What is important in theatre is not the words, but what the actor's/actress's consistent organism dose with these words; what the harmony of his/her mouth, eyes, head and legs do with these words. These words are charged with stillness, motion and leap and it is the performer who gives them stillness or dynamism. Words consist of homogenous and heterogeneous sounds and the actor/actress gives them life, otherwise these words on the paper are nothing but some signe. These words may belong to the performer or even quit to be words. They can be fury, sound, or artificial language or anything else. They can boil out of heart to appeal to the audience's heart. The actor/actress, who has found his/her existential unity, has thrown away the fake mask; his/her faith and manifestation of his/her art can be observed.

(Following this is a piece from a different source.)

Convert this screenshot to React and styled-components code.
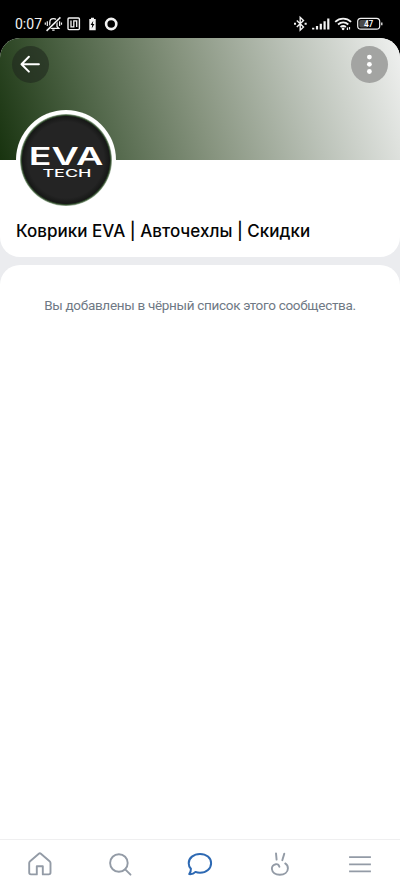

His/her power is in that transparency and purgation; s/he, just like mirror, has the reflection of the audience.


The Subject


Theatrical thinking is the unrecorded and evasive thought which is born from the mutual corporation of the view of the performer and that of the audience; it is able to create, in two dimensions of time and place, just a small and condensed slice of this fluent existence, which is temporary and mortal. Whereas literary thinking is a recorded thought and can link and capture moments of this fluent and fleeting existence and thus inevitably free from the dimensions of time and place and exempt from temporary and mortal life. Theatrical thought owes its perfection and ascent to the "actor/actress" : the more perfectly and comprehensively the performer acts, the more evident and objective is the manifestation of this theatrical thought in his/her work.


The Atmosphere and Theatrical Polish(Spectacle)

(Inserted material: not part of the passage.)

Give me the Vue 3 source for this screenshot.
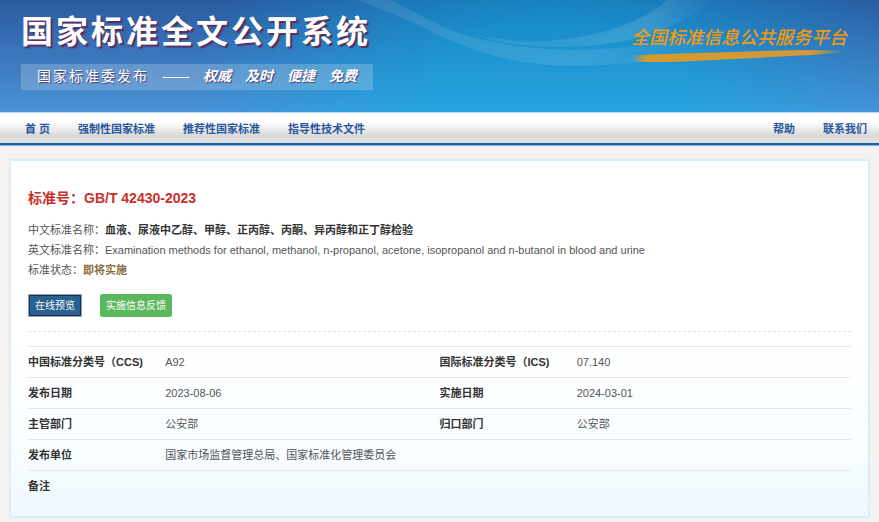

"Theatrical thought" is in the meanwhile the representation and manifestation of our interpretation of the concept of theatrical "atmosphere" or spectacle. We are all familiar with Peter Brook's suggestive expression of "empty space". We know that for creating any possibility we should first avoid littering this space and provide an empty space for acceptance and creation of a new possibility. The 19th century, naturalistic of "decoration" not only fails to provide such a possibility, but also prevents the growth and soaring of such a thought. Appia substituted the notion of "space" for "decoration" and in this space this is the actor/actress who is determinate. This is him/her to give it meaning. Appia says, "Do we want to make a forest where a few people inhabit there or show a few people who are in the woods?" He chooses the second alternative. The concept of "decor" means putting a rein or yoke around the thought and imagination of man. On the other hand, the notion of "space" and leaving to the performer the spatial suggestion or implication of the event means to develop the theatrical thought. In our traditionaltheatre also, instead of showing the audiebce a real picture of reality or nature and limit the mind and imagination of the audience, with one sentence or with very plain or minimum furniture you can present the setting of the event and leave the rest to the imagination of the audience. Our traditional theatre, instead of fixing the audience to a point and making the space inflexible, leaves it to the audience's subjectivity and imaginative power. Therefore, in this theatre also decor does not exist in realistic sense; with a few carpets, chairs and pieces of cloth, a "space" is ready for acting and "theatrical thought" is dramatized.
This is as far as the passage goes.